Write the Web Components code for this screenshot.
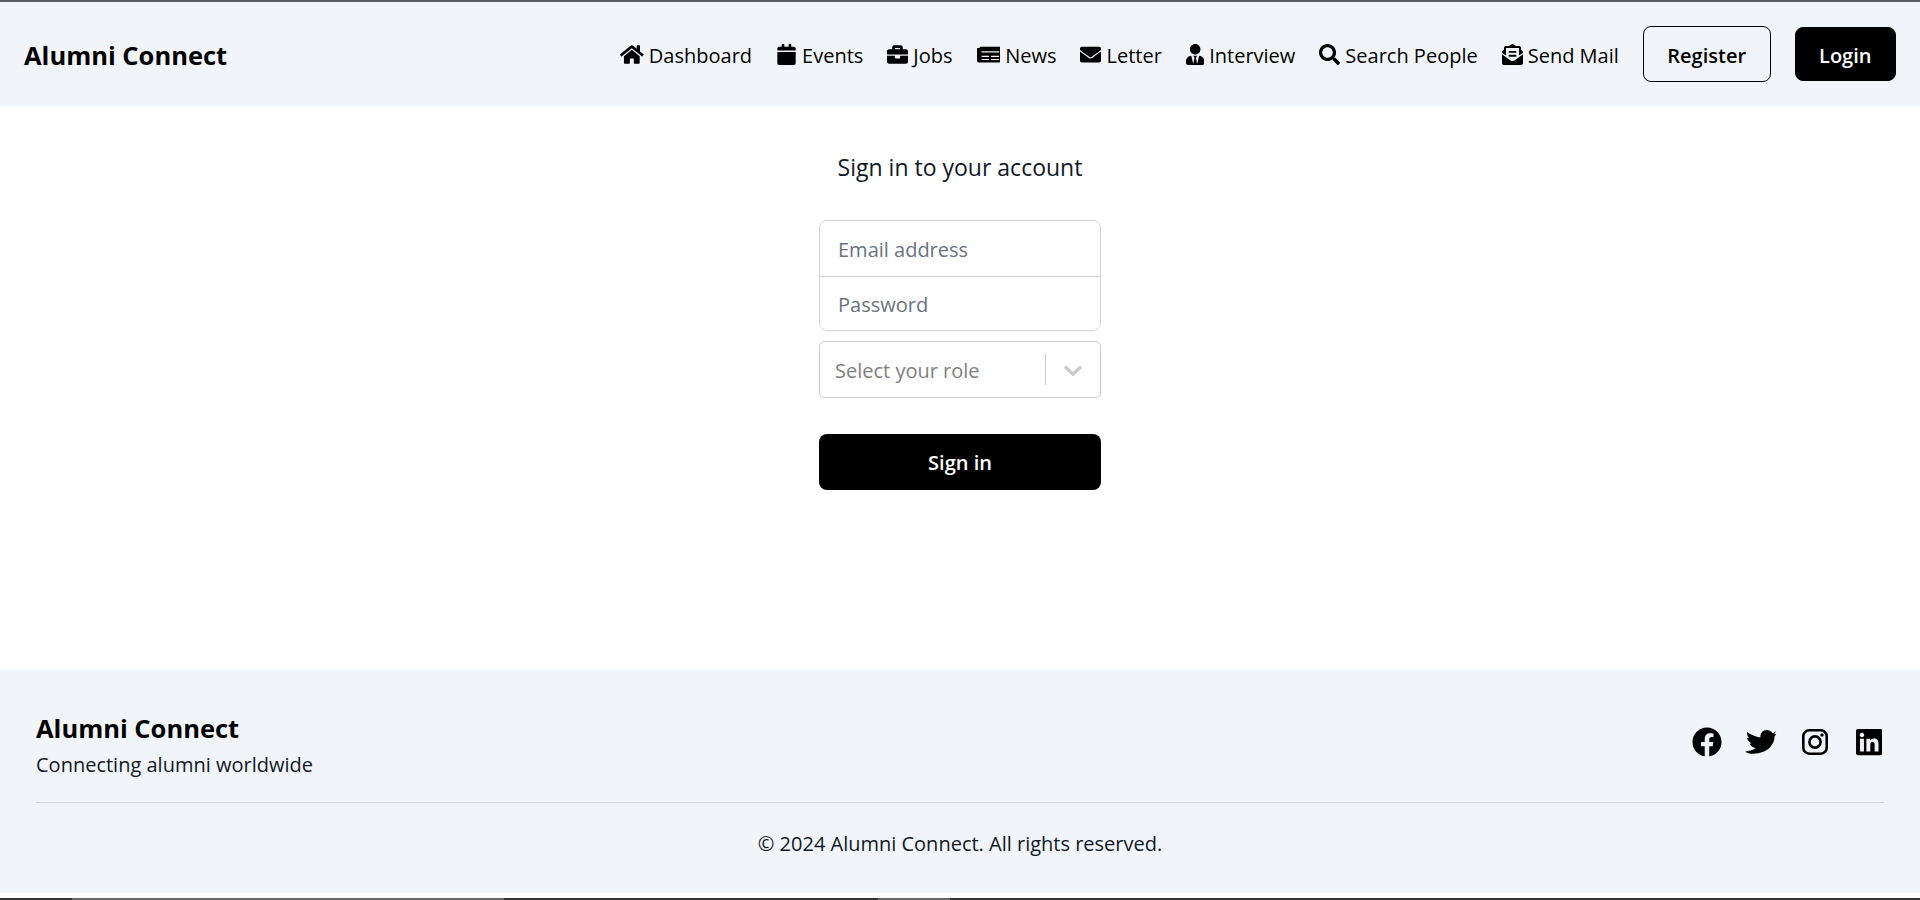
<!DOCTYPE html>
<html lang="en">
<head>
<meta charset="utf-8">
<title>Alumni Connect</title>
<style>
  html, body { margin: 0; height: 100%; }
  body {
    height: 900px;
    overflow: hidden;
    display: flex;
    flex-direction: column;
    background: #fff;
    color: #000;
    font-family: "Open Sans", "Noto Sans", sans-serif;
    font-size: 20px;
  }
  .screen-top { height: 2px; background: #5a5d63; flex: none; }
</style>
</head>
<body>
<div class="screen-top"></div>
<site-header>
  <nav-link icon="home">Dashboard</nav-link>
  <nav-link icon="calendar">Events</nav-link>
  <nav-link icon="briefcase">Jobs</nav-link>
  <nav-link icon="newspaper">News</nav-link>
  <nav-link icon="envelope">Letter</nav-link>
  <nav-link icon="user-tie">Interview</nav-link>
  <nav-link icon="search">Search People</nav-link>
  <nav-link icon="envelope-open">Send Mail</nav-link>
  <header-button>Register</header-button>
  <header-button primary>Login</header-button>
</site-header>
<login-form></login-form>
<site-footer></site-footer>
<screen-edge></screen-edge>

<script>
// [viewBox width, path, viewBox height (512 if left out)]
const ICONS = {
  home: [576, "M280.37 148.26L96 300.11V464a16 16 0 0 0 16 16l112.06-.29a16 16 0 0 0 15.92-16V368a16 16 0 0 1 16-16h64a16 16 0 0 1 16 16v95.64a16 16 0 0 0 16 16.05L464 480a16 16 0 0 0 16-16V300L295.67 148.26a12.19 12.19 0 0 0-15.3 0zM571.6 251.47L488 182.56V44.05a12 12 0 0 0-12-12h-56a12 12 0 0 0-12 12v72.61L318.47 43a48 48 0 0 0-61 0L4.34 251.47a12 12 0 0 0-1.6 16.9l25.5 31A12 12 0 0 0 45.15 301l235.22-193.74a12.19 12.19 0 0 1 15.3 0L530.9 301a12 12 0 0 0 16.9-1.6l25.5-31a12 12 0 0 0-1.7-16.93z"],
  calendar: [512, "M44 192h424c6.6 0 12 5.4 12 12v260c0 26.5-21.5 48-48 48H80c-26.5 0-48-21.5-48-48V204c0-6.6 5.4-12 12-12zm436-44v-36c0-26.5-21.5-48-48-48h-60V12c0-6.6-5.4-12-12-12h-40c-6.6 0-12 5.4-12 12v52H204V12c0-6.6-5.4-12-12-12h-40c-6.6 0-12 5.4-12 12v52H80C53.5 64 32 85.5 32 112v36c0 6.6 5.4 12 12 12h424c6.6 0 12-5.4 12-12z"],
  briefcase: [512, "M320 336c0 8.84-7.16 16-16 16h-96c-8.84 0-16-7.16-16-16v-48H0v144c0 25.6 22.4 48 48 48h416c25.6 0 48-22.4 48-48V288H320v48zm144-208h-80V80c0-25.6-22.4-48-48-48H176c-25.6 0-48 22.4-48 48v48H48c-25.6 0-48 22.4-48 48v80h512v-80c0-25.6-22.4-48-48-48zm-144 0H192V96h128v32z"],
  newspaper: [576, "M88 64h464c13.3 0 24 10.7 24 24v336c0 13.3-10.7 24-24 24H40c-22 0-40-18-40-40V120c0-13.3 10.7-24 24-24h40v-8c0-13.3 10.7-24 24-24zM112 176v30h424v-30zM112 288v26h180v-26zM340 288v26h196v-26zM112 364v26h180v-26zM340 364v26h196v-26z"],
  envelope: [512, "M502.3 190.8c3.9-3.1 9.7-.2 9.7 4.7V400c0 26.5-21.5 48-48 48H48c-26.5 0-48-21.5-48-48V195.6c0-5 5.7-7.8 9.7-4.7 22.4 17.4 52.1 39.5 154.1 113.6 21.1 15.4 56.7 47.8 92.2 47.6 35.7.3 72-32.8 92.3-47.6 102-74.1 131.6-96.3 154-113.7zM256 320c23.2.4 56.6-29.2 73.4-41.4 132.7-96.3 142.8-104.7 173.4-128.7 5.8-4.5 9.2-11.5 9.2-18.9v-19c0-26.5-21.5-48-48-48H48C21.5 64 0 85.5 0 112v19c0 7.4 3.4 14.3 9.2 18.9 30.6 23.9 40.7 32.4 173.4 128.7 16.8 12.2 50.2 41.8 73.4 41.4z"],
  "user-tie": [448, "M224 256c70.7 0 128-57.3 128-128S294.7 0 224 0 96 57.3 96 128s57.3 128 128 128zm95.8 32.6L272 480l-32-136 32-56h-96l32 56-32 136-47.8-191.4C56.9 292 0 350.3 0 422.4V464c0 26.5 21.5 48 48 48h352c26.5 0 48-21.5 48-48v-41.6c0-72.1-56.9-130.4-128.2-133.8z"],
  search: [512, "M505 442.7L405.3 343c-4.5-4.5-10.6-7-17-7H372c27.6-35.3 44-79.7 44-128C416 93.1 322.9 0 208 0S0 93.1 0 208s93.1 208 208 208c48.3 0 92.7-16.4 128-44v16.3c0 6.4 2.5 12.5 7 17l99.7 99.7c9.4 9.4 24.6 9.4 33.9 0l28.3-28.3c9.4-9.4 9.4-24.6.1-34zM208 336c-70.7 0-128-57.2-128-128 0-70.7 57.2-128 128-128 70.7 0 128 57.2 128 128 0 70.7-57.2 128-128 128z"],
  "envelope-open": [512, "M176 216h160c8.84 0 16-7.16 16-16v-16c0-8.84-7.16-16-16-16H176c-8.84 0-16 7.16-16 16v16c0 8.84 7.16 16 16 16zm-16 80c0 8.84 7.16 16 16 16h160c8.84 0 16-7.16 16-16v-16c0-8.84-7.16-16-16-16H176c-8.84 0-16 7.16-16 16v16zm96 121.13c-16.42 0-32.84-5.06-46.86-15.19L0 250.86V464c0 26.51 21.49 48 48 48h416c26.51 0 48-21.49 48-48V250.86L302.86 401.94c-14.02 10.12-30.44 15.19-46.86 15.19zm237.61-254.18c-8.85-6.94-17.24-13.47-29.61-22.81V96c0-26.51-21.49-48-48-48h-77.55c-3.04-2.2-5.87-4.26-9.04-6.56C312.6 29.17 279.2-.35 256 0c-23.2-.35-56.59 29.17-73.41 41.44-3.17 2.3-6 4.36-9.04 6.56H96c-26.51 0-48 21.49-48 48v44.14c-12.37 9.33-20.76 15.87-29.61 22.81A47.995 47.995 0 0 0 0 200.72v10.65l96 69.35V96h320v184.72l96-69.35v-10.65c0-14.74-6.78-28.67-18.39-37.77z"],
  facebook: [512, "M504 256C504 119 393 8 256 8S8 119 8 256c0 123.78 90.69 226.38 209.25 245V327.69h-63V256h63v-54.64c0-62.15 37-96.48 93.67-96.48 27.14 0 55.52 4.84 55.52 4.84v61h-31.28c-30.8 0-40.41 19.12-40.41 38.73V256h68.78l-11 71.69h-57.78V501C413.31 482.38 504 379.78 504 256z"],
  twitter: [95, "M95 4L84 10C80 2 72 0 66 0C54 0 46 10 47 22C34 22 18 14 6 6C6 14 8 20 12 24L6 24C8 32 14 38 20 40L14 42C18 50 26 54 32 55C24 62 12 64 0 66C14 74 28 73 40 71C72 66 90 42 90 20L95 12L88 13Z", 73],
  linkedin: [448, "M416 32H31.9C14.3 32 0 46.5 0 64.3v383.4C0 465.5 14.3 480 31.9 480H416c17.6 0 32-14.5 32-32.3V64.3c0-17.8-14.4-32.3-32-32.3zM135.4 416H69V202.2h66.5V416zm-33.2-243c-21.3 0-38.5-17.3-38.5-38.5S80.9 96 102.2 96c21.2 0 38.5 17.3 38.5 38.5 0 21.3-17.2 38.5-38.5 38.5zm282.1 243h-66.4V312c0-24.8-.5-56.7-34.5-56.7-34.6 0-39.9 27-39.9 54.9V416h-66.4V202.2h63.7v29.2h.9c8.9-16.8 30.6-34.5 62.9-34.5 67.2 0 79.7 44.3 79.7 101.9V416z"]
};

const INSTAGRAM = `<svg xmlns="http://www.w3.org/2000/svg" viewBox="0 0 26 26" width="26" height="26" fill="none" stroke="currentColor" stroke-width="2.6"><rect x="1.3" y="1.3" width="23.4" height="23.4" rx="6"/><circle cx="13" cy="13" r="5.6"/><circle cx="20" cy="6" r="1.7" fill="currentColor" stroke="none"/></svg>`;

function iconSvg(name, size) {
  const [w, d, h = 512] = ICONS[name];
  const fillRule = name === "newspaper" ? ' fill-rule="evenodd"' : "";
  return `<svg xmlns="http://www.w3.org/2000/svg" viewBox="0 0 ${w} ${h}" height="${size}" width="${size * w / h}" fill="currentColor"${fillRule}><path d="${d}"/></svg>`;
}

class SiteHeader extends HTMLElement {
  constructor() {
    super();
    this.attachShadow({ mode: "open" });
    this.shadowRoot.innerHTML = `
      <style>
        :host {
          display: flex;
          flex: none;
          height: 104px;
          align-items: center;
          justify-content: space-between;
          padding: 0 24px;
          background: #f1f5f9;
        }
        .brand { font-size: 25.5px; font-weight: 700; color: #000; padding-top: 2px; }
        nav { display: flex; align-items: center; gap: 24px; }
      </style>
      <div class="brand">Alumni Connect</div>
      <nav><slot></slot></nav>
    `;
  }
}

class NavLink extends HTMLElement {
  constructor() {
    super();
    this.attachShadow({ mode: "open" });
    this.shadowRoot.innerHTML = `
      <style>
        :host { display: inline-flex; align-items: center; gap: 5px; font-size: 20px; color: #000; white-space: nowrap; }
        svg { display: block; flex: none; }
        span { padding-top: 2px; }
      </style>
      ${iconSvg(this.getAttribute("icon"), 21)}
      <span><slot></slot></span>
    `;
  }
}

class HeaderButton extends HTMLElement {
  constructor() {
    super();
    this.attachShadow({ mode: "open" });
    this.shadowRoot.innerHTML = `
      <style>
        :host {
          display: inline-flex;
          align-items: center;
          justify-content: center;
          box-sizing: border-box;
          height: 56px;
          padding: 2px 23.5px 0;
          border: 1px solid #000;
          border-radius: 8px;
          font-size: 20px;
          font-weight: 600;
          color: #000;
        }
        :host([primary]) { height: 54px; background: #000; color: #fff; }
      </style>
      <slot></slot>
    `;
  }
}

class LoginForm extends HTMLElement {
  constructor() {
    super();
    this.attachShadow({ mode: "open" });
    this.shadowRoot.innerHTML = `
      <style>
        :host { display: flex; flex: 1; flex-direction: column; align-items: center; background: #fff; }
        * { box-sizing: border-box; font-family: inherit; }
        h2 { margin: 44px 0 0; height: 34px; line-height: 34px; font-size: 23px; font-weight: 400; color: #111827; }
        form { width: 282px; margin-top: 36px; display: flex; flex-direction: column; }
        .fields { border: 1px solid #d1d5db; border-radius: 8px; overflow: hidden; }
        input {
          display: block;
          width: 100%;
          height: 55px;
          border: 0;
          outline: 0;
          padding: 1px 18px 0;
          font-size: 20px;
          background: #fff;
        }
        input + input { height: 54px; border-top: 1px solid #d1d5db; }
        input::placeholder { color: #6b7280; opacity: 1; }
        .role {
          display: flex;
          align-items: center;
          height: 57px;
          margin-top: 10px;
          border: 1px solid #cccccc;
          border-radius: 5px;
          padding-left: 15px;
          color: #808080;
        }
        .role span { flex: 1; padding-top: 2px; }
        .sep { width: 1px; height: 31px; background: #cccccc; }
        .chev { width: 54px; display: flex; justify-content: center; color: #cccccc; }
        button {
          height: 56px;
          margin-top: 36px;
          padding: 1px 0 0;
          border: 0;
          border-radius: 8px;
          background: #000;
          color: #fff;
          font-size: 20px;
          font-weight: 600;
        }
      </style>
      <h2>Sign in to your account</h2>
      <form onsubmit="return false">
        <div class="fields">
          <input type="email" placeholder="Email address">
          <input type="password" placeholder="Password">
        </div>
        <div class="role">
          <span>Select your role</span>
          <div class="sep"></div>
          <div class="chev"><svg width="30" height="30" viewBox="0 0 20 20" fill="currentColor"><path d="M4.516 7.548c0.436-0.446 1.043-0.481 1.576 0l3.908 3.747 3.908-3.747c0.533-0.481 1.141-0.446 1.574 0 0.436 0.445 0.408 1.197 0 1.615-0.406 0.418-4.695 4.502-4.695 4.502-0.217 0.223-0.502 0.335-0.787 0.335s-0.57-0.112-0.789-0.335c0 0-4.287-4.084-4.695-4.502s-0.436-1.17 0-1.615z"/></svg></div>
        </div>
        <button type="button">Sign in</button>
      </form>
    `;
  }
}

class SiteFooter extends HTMLElement {
  constructor() {
    super();
    this.attachShadow({ mode: "open" });
    const social = [iconSvg("facebook", 30), iconSvg("twitter", 24), INSTAGRAM, iconSvg("linkedin", 30)]
      .map(icon => `<span>${icon}</span>`).join("");
    this.shadowRoot.innerHTML = `
      <style>
        :host { display: block; flex: none; height: 223px; box-sizing: border-box; padding: 41px 36px 0; background: #f1f5f9; color: #111827; }
        .top { display: flex; justify-content: space-between; align-items: flex-start; height: 91px; border-bottom: 1px solid #d1d5db; }
        h3 { margin: 0 0 1px; font-size: 25.5px; font-weight: 700; color: #000; line-height: 35px; }
        p { margin: 0; font-size: 20px; line-height: 36px; }
        .social { display: flex; align-items: center; gap: 24px; margin-top: 16px; color: #000; }
        .social span { display: flex; justify-content: center; align-items: center; width: 30px; height: 30px; }
        svg { display: block; flex: none; }
        .copy { text-align: center; margin-top: 23px; line-height: 36px; }
      </style>
      <div class="top">
        <div class="about">
          <h3>Alumni Connect</h3>
          <p>Connecting alumni worldwide</p>
        </div>
        <div class="social">${social}</div>
      </div>
      <p class="copy">© 2024 Alumni Connect. All rights reserved.</p>
    `;
  }
}

class ScreenEdge extends HTMLElement {
  constructor() {
    super();
    this.attachShadow({ mode: "open" });
    this.shadowRoot.innerHTML = `
      <style>
        :host {
          display: block;
          flex: none;
          height: 2px;
          margin-top: 5px;
          background: linear-gradient(to right,
            #333 0 72px, #666 72px 504px, #333 504px 878px,
            #666 878px 950px, #333 950px);
        }
      </style>
    `;
  }
}

customElements.define("site-header", SiteHeader);
customElements.define("nav-link", NavLink);
customElements.define("header-button", HeaderButton);
customElements.define("login-form", LoginForm);
customElements.define("site-footer", SiteFooter);
customElements.define("screen-edge", ScreenEdge);
</script>
</body>
</html>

- _Exercise prompt_
Your task is to restate word for word the lines from the top of the data to the line containing "<screen-edge></screen-edge>", both ends included, with every picture left out.

- _Answer for this exercise_
Write the Web Components code for this screenshot.
<!DOCTYPE html>
<html lang="en">
<head>
<meta charset="utf-8">
<title>Alumni Connect</title>
<style>
  html, body { margin: 0; height: 100%; }
  body {
    height: 900px;
    overflow: hidden;
    display: flex;
    flex-direction: column;
    background: #fff;
    color: #000;
    font-family: "Open Sans", "Noto Sans", sans-serif;
    font-size: 20px;
  }
  .screen-top { height: 2px; background: #5a5d63; flex: none; }
</style>
</head>
<body>
<div class="screen-top"></div>
<site-header>
  <nav-link icon="home">Dashboard</nav-link>
  <nav-link icon="calendar">Events</nav-link>
  <nav-link icon="briefcase">Jobs</nav-link>
  <nav-link icon="newspaper">News</nav-link>
  <nav-link icon="envelope">Letter</nav-link>
  <nav-link icon="user-tie">Interview</nav-link>
  <nav-link icon="search">Search People</nav-link>
  <nav-link icon="envelope-open">Send Mail</nav-link>
  <header-button>Register</header-button>
  <header-button primary>Login</header-button>
</site-header>
<login-form></login-form>
<site-footer></site-footer>
<screen-edge></screen-edge>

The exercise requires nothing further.